# [What is needed]
Print the listing in its entirety and exactly, leaving out images.

• • • •

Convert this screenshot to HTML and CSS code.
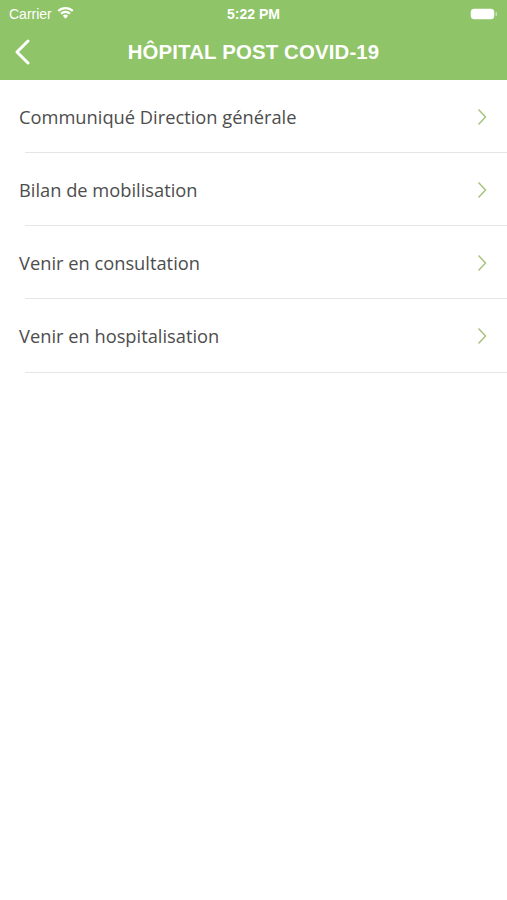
FILE: index.html
```html
<!DOCTYPE html>
<html lang="fr">
<head>
  <meta charset="UTF-8">
  <meta name="viewport" content="width=device-width, initial-scale=1.0">
  <title>Hôpital post COVID-19</title>
  <link rel="stylesheet" href="styles.css">
</head>
<body>
  <!-- Barre d'état + navigation -->
  <header class="top">
    <div class="status-bar">
      <div class="status-left">
        <span>Carrier</span>
        <svg class="wifi" width="17" height="13" viewBox="0 0 16 12">
          <path d="M8 11.8 L5.5 9.1 A3.5 3.5 0 0 1 10.5 9.1 Z" fill="#fff"/>
          <path d="M3.8 7.2 A6 6 0 0 1 12.2 7.2" stroke="#fff" stroke-width="2.1" fill="none"/>
          <path d="M1.2 4.6 A9.6 9.6 0 0 1 14.8 4.6" stroke="#fff" stroke-width="2.1" fill="none"/>
        </svg>
      </div>
      <div class="status-time">5:22 PM</div>
      <div class="status-right">
        <svg width="28" height="12" viewBox="0 0 28 12">
          <rect x="1" y="1" width="23" height="10" rx="3" fill="#fff" stroke="#fff" stroke-opacity="0.5"/>
          <rect x="25.5" y="4" width="1.5" height="4" rx="0.7" fill="#fff" fill-opacity="0.5"/>
        </svg>
      </div>
    </div>
    <nav class="nav-bar">
      <a class="back" href="#">
        <svg width="18" height="26" viewBox="0 0 18 26">
          <path d="M14 2 L3 13 L14 24" stroke="#fff" stroke-width="3" fill="none" stroke-linecap="round" stroke-linejoin="round"/>
        </svg>
      </a>
      <h1>HÔPITAL POST COVID-19</h1>
    </nav>
  </header>

  <ul class="menu">
    <li class="menu-item">
      <span>Communiqué Direction générale</span>
      <svg class="chevron" width="10" height="18" viewBox="0 0 10 18"><path d="M1.5 1.5 L8.5 9 L1.5 16.5" stroke="#a6c47e" stroke-width="1.5" fill="none"/></svg>
    </li>
    <li class="menu-item">
      <span>Bilan de mobilisation</span>
      <svg class="chevron" width="10" height="18" viewBox="0 0 10 18"><path d="M1.5 1.5 L8.5 9 L1.5 16.5" stroke="#a6c47e" stroke-width="1.5" fill="none"/></svg>
    </li>
    <li class="menu-item">
      <span>Venir en consultation</span>
      <svg class="chevron" width="10" height="18" viewBox="0 0 10 18"><path d="M1.5 1.5 L8.5 9 L1.5 16.5" stroke="#a6c47e" stroke-width="1.5" fill="none"/></svg>
    </li>
    <li class="menu-item">
      <span>Venir en hospitalisation</span>
      <svg class="chevron" width="10" height="18" viewBox="0 0 10 18"><path d="M1.5 1.5 L8.5 9 L1.5 16.5" stroke="#a6c47e" stroke-width="1.5" fill="none"/></svg>
    </li>
  </ul>
</body>
</html>
```

FILE: styles.css
```css
body {
  margin: 0;
  background-color: #fff;
  font-family: "Open Sans", sans-serif;
  color: #4d4d4d;
}

.top {
  background-color: #90c468;
  color: #fff;
}

.status-bar {
  height: 28px;
  display: flex;
  align-items: center;
  justify-content: space-between;
  padding: 0 9px;
  font-family: "Liberation Sans", Arial, sans-serif;
  font-size: 14px;
}

.status-left {
  display: flex;
  align-items: center;
  gap: 5px;
  width: 100px;
}

.wifi {
  margin-top: -3px;
}

.status-time {
  font-weight: bold;
  font-size: 14px;
}

.status-right {
  width: 100px;
  display: flex;
  justify-content: flex-end;
}

.nav-bar {
  height: 52px;
  display: flex;
  align-items: center;
  justify-content: center;
}

.back {
  position: absolute;
  left: 14px;
  top: 39px;
  display: block;
}

.nav-bar h1 {
  margin: 0;
  font-family: "Liberation Sans", Arial, sans-serif;
  font-size: 20.4px;
  font-weight: bold;
  letter-spacing: 0.15px;
  margin-top: -4px;
}

.menu {
  list-style: none;
  margin: 0;
  padding: 0;
}

.menu-item {
  height: 72px;
  display: flex;
  align-items: center;
  justify-content: space-between;
  padding: 0 20px 0 19px;
  font-size: 18.3px;
  position: relative;
  border-bottom: 1px solid transparent;
}

.menu-item:last-child {
  height: 73px;
}

.menu-item::after {
  content: "";
  position: absolute;
  left: 25px;
  right: 0;
  bottom: -1px;
  height: 1px;
  background-color: #e6e6e6;
}

.chevron {
  margin-top: 1px;
}
```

• • • •

# [Result of the task]
Convert this screenshot to HTML and CSS code.
FILE: index.html
```html
<!DOCTYPE html>
<html lang="fr">
<head>
  <meta charset="UTF-8">
  <meta name="viewport" content="width=device-width, initial-scale=1.0">
  <title>Hôpital post COVID-19</title>
  <link rel="stylesheet" href="styles.css">
</head>
<body>
  <!-- Barre d'état + navigation -->
  <header class="top">
    <div class="status-bar">
      <div class="status-left">
        <span>Carrier</span>
        <svg class="wifi" width="17" height="13" viewBox="0 0 16 12">
          <path d="M8 11.8 L5.5 9.1 A3.5 3.5 0 0 1 10.5 9.1 Z" fill="#fff"/>
          <path d="M3.8 7.2 A6 6 0 0 1 12.2 7.2" stroke="#fff" stroke-width="2.1" fill="none"/>
          <path d="M1.2 4.6 A9.6 9.6 0 0 1 14.8 4.6" stroke="#fff" stroke-width="2.1" fill="none"/>
        </svg>
      </div>
      <div class="status-time">5:22 PM</div>
      <div class="status-right">
        <svg width="28" height="12" viewBox="0 0 28 12">
          <rect x="1" y="1" width="23" height="10" rx="3" fill="#fff" stroke="#fff" stroke-opacity="0.5"/>
          <rect x="25.5" y="4" width="1.5" height="4" rx="0.7" fill="#fff" fill-opacity="0.5"/>
        </svg>
      </div>
    </div>
    <nav class="nav-bar">
      <a class="back" href="#">
        <svg width="18" height="26" viewBox="0 0 18 26">
          <path d="M14 2 L3 13 L14 24" stroke="#fff" stroke-width="3" fill="none" stroke-linecap="round" stroke-linejoin="round"/>
        </svg>
      </a>
      <h1>HÔPITAL POST COVID-19</h1>
    </nav>
  </header>

  <ul class="menu">
    <li class="menu-item">
      <span>Communiqué Direction générale</span>
      <svg class="chevron" width="10" height="18" viewBox="0 0 10 18"><path d="M1.5 1.5 L8.5 9 L1.5 16.5" stroke="#a6c47e" stroke-width="1.5" fill="none"/></svg>
    </li>
    <li class="menu-item">
      <span>Bilan de mobilisation</span>
      <svg class="chevron" width="10" height="18" viewBox="0 0 10 18"><path d="M1.5 1.5 L8.5 9 L1.5 16.5" stroke="#a6c47e" stroke-width="1.5" fill="none"/></svg>
    </li>
    <li class="menu-item">
      <span>Venir en consultation</span>
      <svg class="chevron" width="10" height="18" viewBox="0 0 10 18"><path d="M1.5 1.5 L8.5 9 L1.5 16.5" stroke="#a6c47e" stroke-width="1.5" fill="none"/></svg>
    </li>
    <li class="menu-item">
      <span>Venir en hospitalisation</span>
      <svg class="chevron" width="10" height="18" viewBox="0 0 10 18"><path d="M1.5 1.5 L8.5 9 L1.5 16.5" stroke="#a6c47e" stroke-width="1.5" fill="none"/></svg>
    </li>
  </ul>
</body>
</html>
```

FILE: styles.css
```css
body {
  margin: 0;
  background-color: #fff;
  font-family: "Open Sans", sans-serif;
  color: #4d4d4d;
}

.top {
  background-color: #90c468;
  color: #fff;
}

.status-bar {
  height: 28px;
  display: flex;
  align-items: center;
  justify-content: space-between;
  padding: 0 9px;
  font-family: "Liberation Sans", Arial, sans-serif;
  font-size: 14px;
}

.status-left {
  display: flex;
  align-items: center;
  gap: 5px;
  width: 100px;
}

.wifi {
  margin-top: -3px;
}

.status-time {
  font-weight: bold;
  font-size: 14px;
}

.status-right {
  width: 100px;
  display: flex;
  justify-content: flex-end;
}

.nav-bar {
  height: 52px;
  display: flex;
  align-items: center;
  justify-content: center;
}

.back {
  position: absolute;
  left: 14px;
  top: 39px;
  display: block;
}

.nav-bar h1 {
  margin: 0;
  font-family: "Liberation Sans", Arial, sans-serif;
  font-size: 20.4px;
  font-weight: bold;
  letter-spacing: 0.15px;
  margin-top: -4px;
}

.menu {
  list-style: none;
  margin: 0;
  padding: 0;
}

.menu-item {
  height: 72px;
  display: flex;
  align-items: center;
  justify-content: space-between;
  padding: 0 20px 0 19px;
  font-size: 18.3px;
  position: relative;
  border-bottom: 1px solid transparent;
}

.menu-item:last-child {
  height: 73px;
}

.menu-item::after {
  content: "";
  position: absolute;
  left: 25px;
  right: 0;
  bottom: -1px;
  height: 1px;
  background-color: #e6e6e6;
}

.chevron {
  margin-top: 1px;
}
```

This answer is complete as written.